Les Lumières nous proposaient une philosophie de la certitude sur laquelle seraient construites les idéologies sociales. La vision actuelle nous reconduit vers l’humilité : l’Homme est, par nature, un apprenti sorcier. » Il sait souvent ce qu’il fait mais il ne sait pas ce que fait ce qu’il fait « 8. Notre lot est l’immersion dans l’incertitude.
Nous devons réduire le recours au cartésianisme, cette version appauvrie de la pensée du philosophe, par lequel nous résolvions les problèmes en distinguant des parties et en les traitant séparément. Il faut prohiber la simplicité des classifications. L’étude des systèmes complexes nous enseigne que les relations des parties entre elles et avec le tout sont prédominantes. Toute perturbation localisée se propage de proche en proche jusqu’à envahir l’ensemble par un bouclage de réactions et de contre-réactions dont beaucoup sont imprévisibles9.
Ces cascades de liaisons douées de pouvoirs de catalyse engendrent des effets pervers10 qui peuvent être maléfiques ou bénéfiques. Toute décision relève de l’interdisciplinaire, de l’intersectoriel, de l’interministériel. Par Internet, véritable réseau nerveux planétaire, ces interdépendances s’étendent aujourd’hui au monde entier.
La rationalité directe est en défaut. Les causalités cessent d’être linéaires. On ne peut plus dire que » gouverner, c’est prévoir » mais seulement procéder par essai-erreur-correction d’erreur-nouvel essai. Dans ces conditions, la sanction ne peut pas être prononcée par des critères définis a priori : elle relève du » marché « . Le marché doit se comprendre comme un lieu d’échanges des informations les plus diverses, offertes à toutes les concurrences, où les arbitres sont les usagers. Dans cette période d’affaiblissement de notre capacité de contrôle, la notion de marché, au-delà des échanges commerciaux et financiers, s’étend quoi que l’on veuille faire, à tous les actes humains : validité des personnes, efficacité des établissements d’enseignement, succès ou échec des produits culturels, techniques de santé, structures et objectifs des gouvernements, etc. Cette réapparition des forces de sélection darwiniennes, que l’on espérait bannies des rapports humains, s’explique par la caractéristique fondamentale de notre époque : nous vivons un épisode extraordinairement actif de l’Évolution.
Une aide à la compréhension du changement : les lois universelles de l’Évolution
Sans en avoir, à beaucoup près, pénétré tous les mécanismes, nous appartenons aux premières générations conscientes que le phénomène d’évolution est général.

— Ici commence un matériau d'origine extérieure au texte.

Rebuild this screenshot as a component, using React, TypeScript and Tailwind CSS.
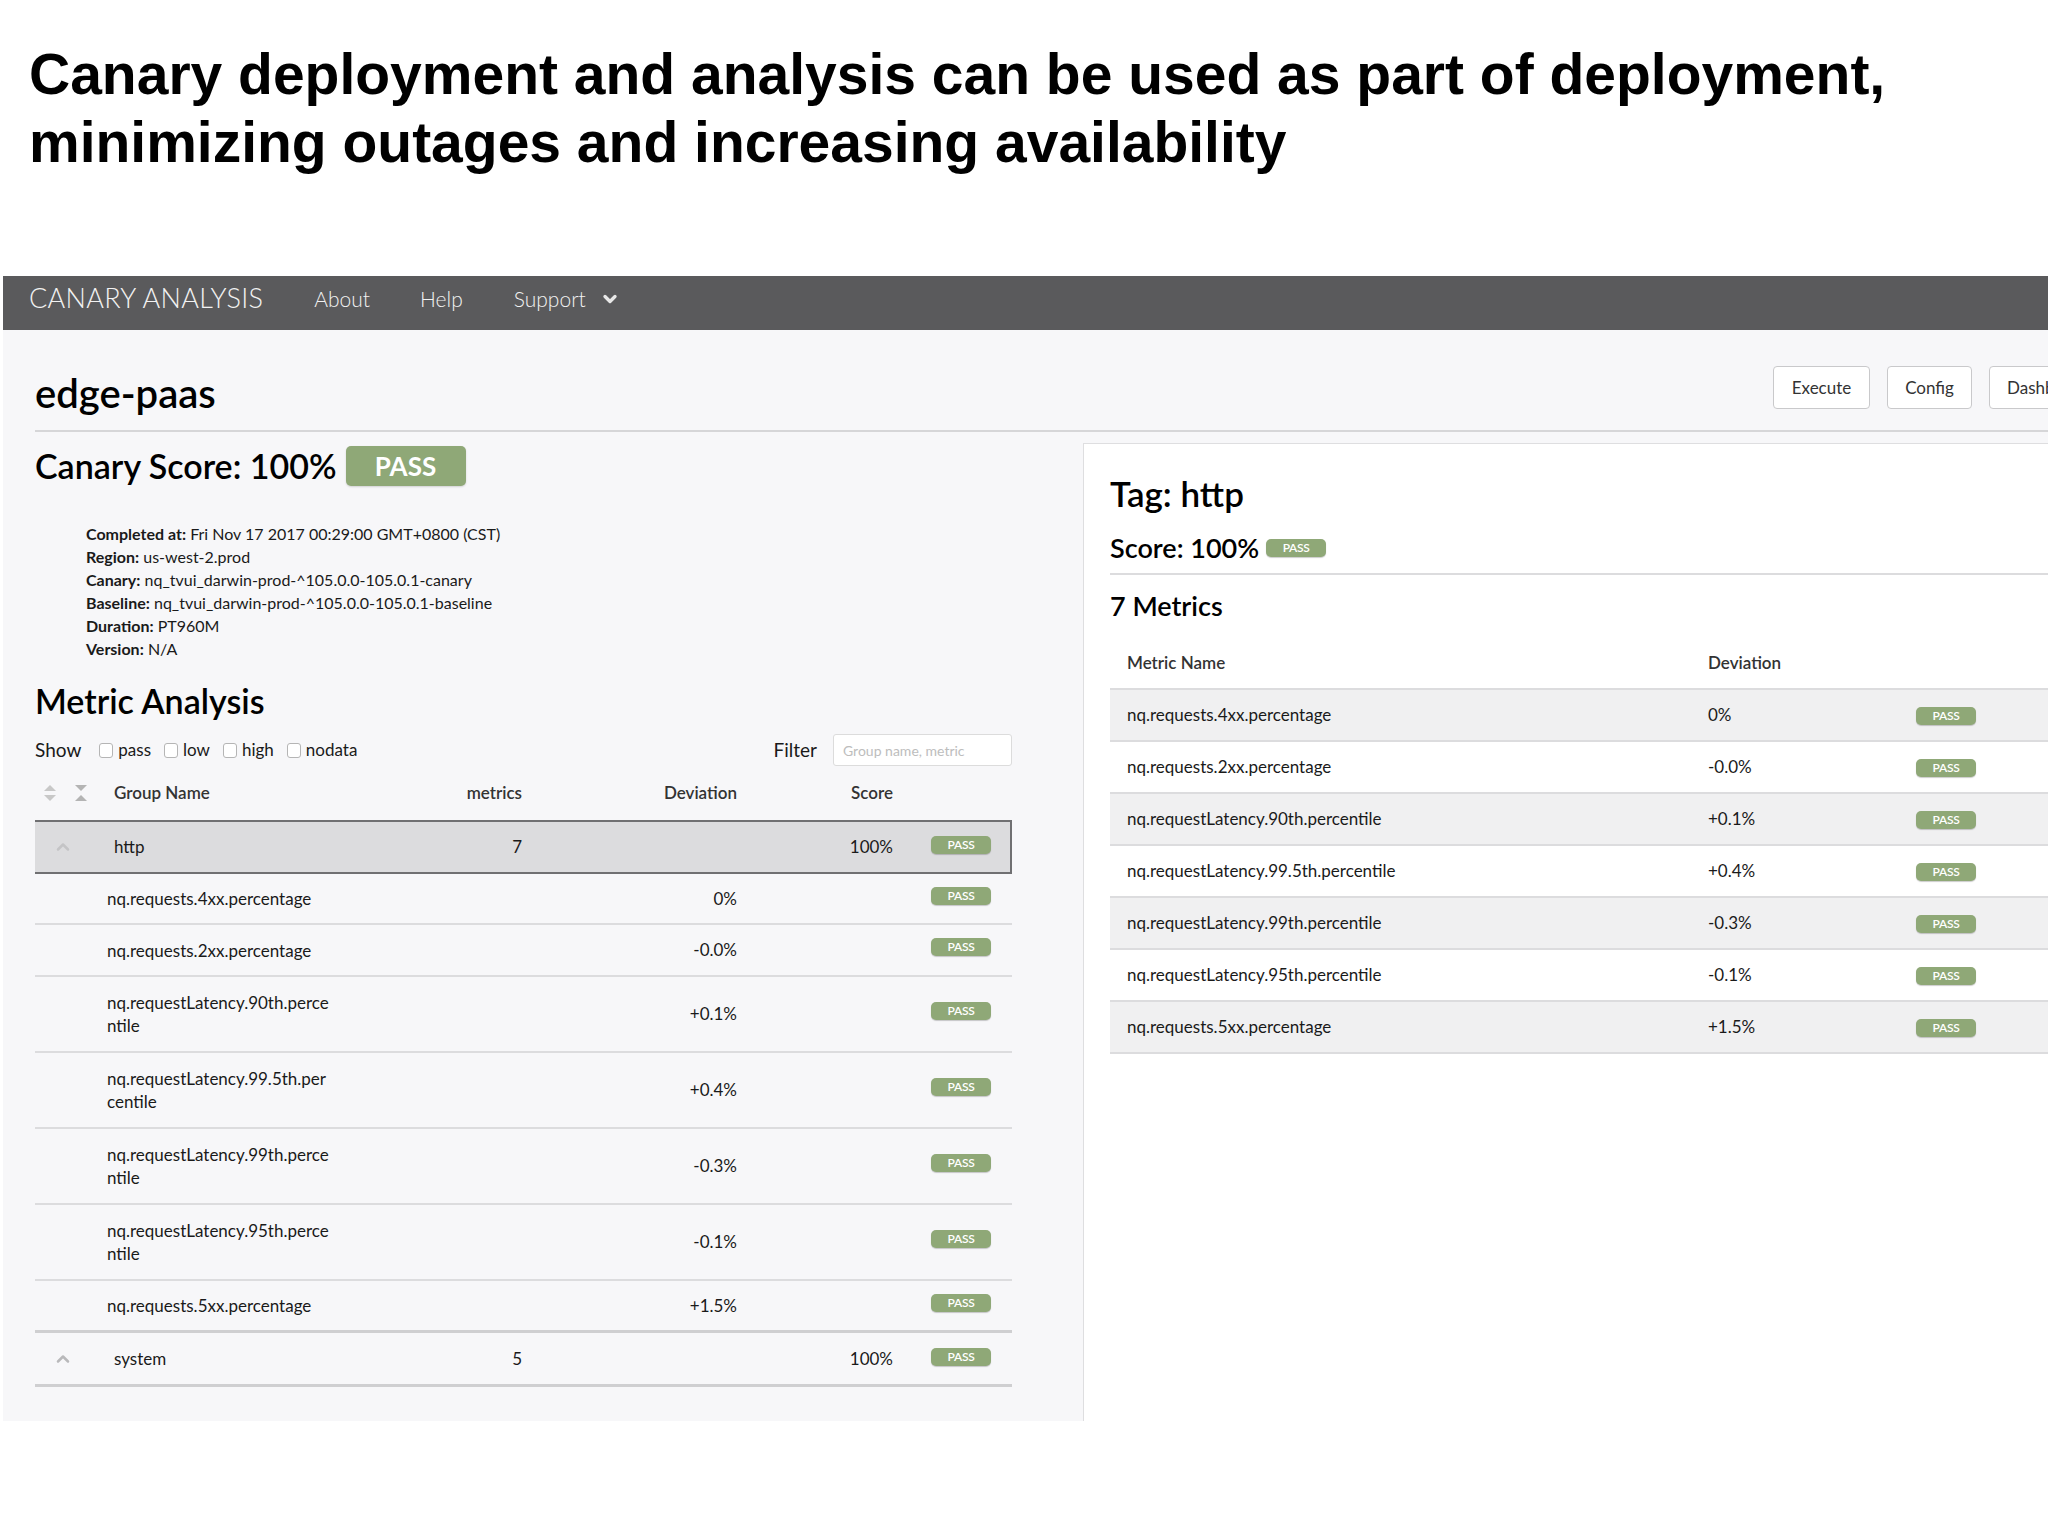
import { ChevronDown, ChevronUp } from 'lucide-react'

type SubRow = { name: string[]; dev: string }

const groupMetrics: SubRow[] = [
  { name: ['nq.requests.4xx.percentage'], dev: '0%' },
  { name: ['nq.requests.2xx.percentage'], dev: '-0.0%' },
  { name: ['nq.requestLatency.90th.perce', 'ntile'], dev: '+0.1%' },
  { name: ['nq.requestLatency.99.5th.per', 'centile'], dev: '+0.4%' },
  { name: ['nq.requestLatency.99th.perce', 'ntile'], dev: '-0.3%' },
  { name: ['nq.requestLatency.95th.perce', 'ntile'], dev: '-0.1%' },
  { name: ['nq.requests.5xx.percentage'], dev: '+1.5%' },
]

const tagMetrics = [
  { name: 'nq.requests.4xx.percentage', dev: '0%' },
  { name: 'nq.requests.2xx.percentage', dev: '-0.0%' },
  { name: 'nq.requestLatency.90th.percentile', dev: '+0.1%' },
  { name: 'nq.requestLatency.99.5th.percentile', dev: '+0.4%' },
  { name: 'nq.requestLatency.99th.percentile', dev: '-0.3%' },
  { name: 'nq.requestLatency.95th.percentile', dev: '-0.1%' },
  { name: 'nq.requests.5xx.percentage', dev: '+1.5%' },
]

const details = [
  ['Completed at:', 'Fri Nov 17 2017 00:29:00 GMT+0800 (CST)'],
  ['Region:', 'us-west-2.prod'],
  ['Canary:', 'nq_tvui_darwin-prod-^105.0.0-105.0.1-canary'],
  ['Baseline:', 'nq_tvui_darwin-prod-^105.0.0-105.0.1-baseline'],
  ['Duration:', 'PT960M'],
  ['Version:', 'N/A'],
]

function Pass({ big = false }: { big?: boolean }) {
  return big ? (
    <span className="inline-flex h-[40px] w-[120px] items-center justify-center rounded-[5px] bg-[#8fa877] text-[26px] font-bold text-white shadow-[0_1px_2px_rgba(0,0,0,0.15)]">
      PASS
    </span>
  ) : (
    <span className="inline-flex h-[18px] w-[60px] items-center justify-center rounded-[5px] bg-[#8fa877] text-[12px] font-semibold tracking-tight text-white shadow-[0_1px_1px_rgba(0,0,0,0.2)]">
      PASS
    </span>
  )
}

function SortIcons() {
  return (
    <div className="flex items-center gap-[17px] pl-[8px]">
      <svg width="14" height="20" viewBox="0 0 14 20">
        <polygon points="7,2 13,8 1,8" fill="#c8c8c8" />
        <polygon points="1,12 13,12 7,18" fill="#c8c8c8" />
      </svg>
      <svg width="14" height="20" viewBox="0 0 14 20">
        <polygon points="1,2 13,2 7,8" fill="#b4b4b4" />
        <polygon points="7,12 13,18 1,18" fill="#b4b4b4" />
      </svg>
    </div>
  )
}

function Checkbox({ label }: { label: string }) {
  return (
    <label className="flex items-center gap-[5px]">
      <span className="h-[15px] w-[14px] rounded-[3px] border border-[#b5b5b5] bg-white" />
      <span>{label}</span>
    </label>
  )
}

export default function App() {
  return (
    <div className="h-[1536px] w-[2048px] overflow-hidden bg-white font-['Lato',sans-serif] text-[#1a1a1a]">
      <h1 className="pl-[29px] pt-[40px] font-['Liberation_Sans',Arial,sans-serif] text-[57px] font-bold leading-[68px] text-black">
        Canary deployment and analysis can be used as part of deployment,
        <br />
        minimizing outages and increasing availability
      </h1>

      <div className="ml-[3px] mt-[100px]">
        <nav className="flex h-[54px] items-center bg-[#5a5a5c] pb-[9px] pl-[26px] text-[#f2f2f2]">
          <span className="text-[27px] font-light tracking-[0.3px]">CANARY ANALYSIS</span>
          <span className="ml-[51px] text-[21px] font-light">About</span>
          <span className="ml-[50px] text-[21px] font-light">Help</span>
          <span className="ml-[51px] flex items-center gap-[14px] text-[21px] font-light">
            Support
            <ChevronDown size={20} strokeWidth={4} className="text-[#e8e8e8]" />
          </span>
        </nav>

        <div className="h-[1091px] bg-[#f7f7f9] pl-[32px]">
          <div className="flex h-[102px] items-start border-b-2 border-[#d6d6d8] pt-[36px]">
            <div className="w-[1738px] flex-none pt-[5px] text-[40px] font-semibold leading-[44px] text-black">
              edge-paas
            </div>
            <div className="flex flex-none gap-[17px] text-[17px] text-[#333]">
              <button className="h-[43px] w-[97px] rounded-[4px] border border-[#c9c9cb] bg-white">Execute</button>
              <button className="h-[43px] w-[85px] rounded-[4px] border border-[#c9c9cb] bg-white">Config</button>
              <button className="h-[43px] w-[120px] rounded-[4px] border border-[#c9c9cb] bg-white pl-[17px] text-left">
                Dashboard
              </button>
            </div>
          </div>

          <div className="flex h-[989px]">
            <div className="w-[977px] flex-none">
              <div className="mt-[14px] flex items-center gap-[9px]">
                <span className="text-[34px] font-semibold leading-[40px] text-black">Canary Score: 100%</span>
                <Pass big />
              </div>

              <div className="mt-[36px] pl-[51px] text-[16px] leading-[23px] text-[#1a1a1a]">
                {details.map(([k, v]) => (
                  <div key={k}>
                    <span className="font-bold">{k}</span> {v}
                  </div>
                ))}
              </div>

              <h2 className="mt-[20px] text-[34px] font-semibold leading-[42px] text-black">Metric Analysis</h2>

              <div className="mt-[12px] flex h-[32px] items-center">
                <span className="mr-[18px] text-[19px]">Show</span>
                <div className="flex items-center gap-[13px] text-[17px]">
                  <Checkbox label="pass" />
                  <Checkbox label="low" />
                  <Checkbox label="high" />
                  <Checkbox label="nodata" />
                </div>
                <span className="ml-auto mr-[16px] text-[19px]">Filter</span>
                <div className="flex h-[32px] w-[179px] items-center rounded-[3px] border border-[#dcdcdc] bg-white pl-[9px] text-[14px] text-[#bdbdbd]">
                  Group name, metric
                </div>
              </div>

              <div className="grid h-[54px] grid-cols-[79px_286px_122px_215px_156px_119px] items-center text-[17px] font-semibold text-[#333]">
                <SortIcons />
                <span>Group Name</span>
                <span className="text-right">metrics</span>
                <span className="text-right">Deviation</span>
                <span className="text-right">Score</span>
                <span />
              </div>

              <div className="grid h-[54px] grid-cols-[79px_286px_122px_215px_156px_119px] items-center border-y-2 border-r-2 border-[#707072] bg-[#dcdcde] text-[17px]">
                <ChevronUp size={20} strokeWidth={3} className="ml-[18px] text-[#c4c4c6]" />
                <span>http</span>
                <span className="text-right">7</span>
                <span />
                <span className="text-right">100%</span>
                <span className="-mt-[8px] pl-[38px]">
                  <Pass />
                </span>
              </div>

              {groupMetrics.map((m, i) => (
                <div
                  key={m.name.join('')}
                  className={
                    'grid grid-cols-[72px_415px_215px_156px_119px] items-center text-[17px] ' +
                    (m.name.length > 1 ? 'h-[76px] ' : i === 0 ? 'h-[51px] ' : 'h-[52px] ') +
                    (i === groupMetrics.length - 1 ? 'border-b-[3px] border-[#cfcfd1]' : 'border-b-2 border-[#dcdcde]')
                  }
                >
                  <span />
                  <span className="leading-[23px]">
                    {m.name.map((l) => (
                      <div key={l}>{l}</div>
                    ))}
                  </span>
                  <span className="text-right">{m.dev}</span>
                  <span />
                  <span className="-mt-[10px] pl-[38px]">
                    <Pass />
                  </span>
                </div>
              ))}

              <div className="grid h-[54px] grid-cols-[79px_286px_122px_215px_156px_119px] items-center border-b-[3px] border-[#cfcfd1] text-[17px]">
                <ChevronUp size={20} strokeWidth={3} className="ml-[18px] text-[#b9b9bb]" />
                <span>system</span>
                <span className="text-right">5</span>
                <span />
                <span className="text-right">100%</span>
                <span className="-mt-[8px] pl-[38px]">
                  <Pass />
                </span>
              </div>
            </div>

            <div className="ml-[71px] mt-[11px] w-[1100px] flex-none border-l border-t border-[#dedee0] bg-white pl-[26px]">
              <div className="border-b-2 border-[#dcdcde] pb-[10px]">
                <div className="pt-[28px] text-[35px] font-semibold leading-[42px] text-black">Tag: http</div>
                <div className="mt-[19px] flex h-[30px] items-center gap-[7px]">
                  <span className="text-[27px] font-semibold text-black">Score: 100%</span>
                  <Pass />
                </div>
              </div>
              <div className="mt-[14px] text-[27px] font-semibold leading-[34px] text-black">7 Metrics</div>

              <div className="mt-[15px]">
                <div className="grid h-[52px] grid-cols-[598px_208px_1fr] items-center border-b-2 border-[#dcdcde] text-[17px] font-semibold text-[#333]">
                  <span className="pl-[17px]">Metric Name</span>
                  <span>Deviation</span>
                  <span />
                </div>
                {tagMetrics.map((m, i) => (
                  <div
                    key={m.name}
                    className={
                      'grid h-[52px] grid-cols-[598px_208px_1fr] items-center border-b-2 border-[#dcdcde] text-[17px] ' +
                      (i % 2 === 0 ? 'bg-[#f0f0f1]' : 'bg-white')
                    }
                  >
                    <span className="pl-[17px]">{m.name}</span>
                    <span>{m.dev}</span>
                    <span className="-mt-[2px]">
                      <Pass />
                    </span>
                  </div>
                ))}
              </div>
            </div>
          </div>
        </div>
      </div>
    </div>
  )
}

L’évolution touche l’inanimé, l’animal et l’humain. Elle englobe chaque objet et chaque être ; c’est pourquoi il est légitime de parler de co-évolution.
Nous quittons la vision d’un environnement statique pour accepter des modèles essentiellement dynamiques.
La destruction-création s’effectue dans une contraction du temps de plus en plus précipitée : milliards d’années pour l’Univers sidéral ; millions pour le monde vivant ; millénaires pour l’Homme puis siècles et décennies ! L’évolution procède par continuités et par ruptures : aujourd’hui, nous sommes à l’épicentre d’un séisme. Il faut s’en convaincre, en tirer les leçons, agir en conséquence, faute de quoi, nous accomplirons les pires erreurs.
La plus grande prudence s’impose pour transférer les paradigmes des sciences dites exactes et naturelles aux sciences sociales. Cependant, certaines lois de l’évolution ont des caractères tellement répétitifs et universels qu’elles nous fournissent des modèles de référence :
- en premier lieu, tout se passe comme si l’évolution correspondait à une poussée de la complexité et de la conscience11. Aujourd’hui, la croissance du complexe est liée à l’explosion de la communication. La bureaucratie se développe comme un mal inévitable dans la mesure où il faut administrer cette complexité12 ;
- en second lieu, il faut retenir les leçons de l’histoire. Dans toutes ses séquences repérées, l’évolution s’est effectuée par l’action de trois forces interconnectées : les initiatives des mutants, l’accompagnement d’un grand nombre d’acteurs et la sélection par le milieu.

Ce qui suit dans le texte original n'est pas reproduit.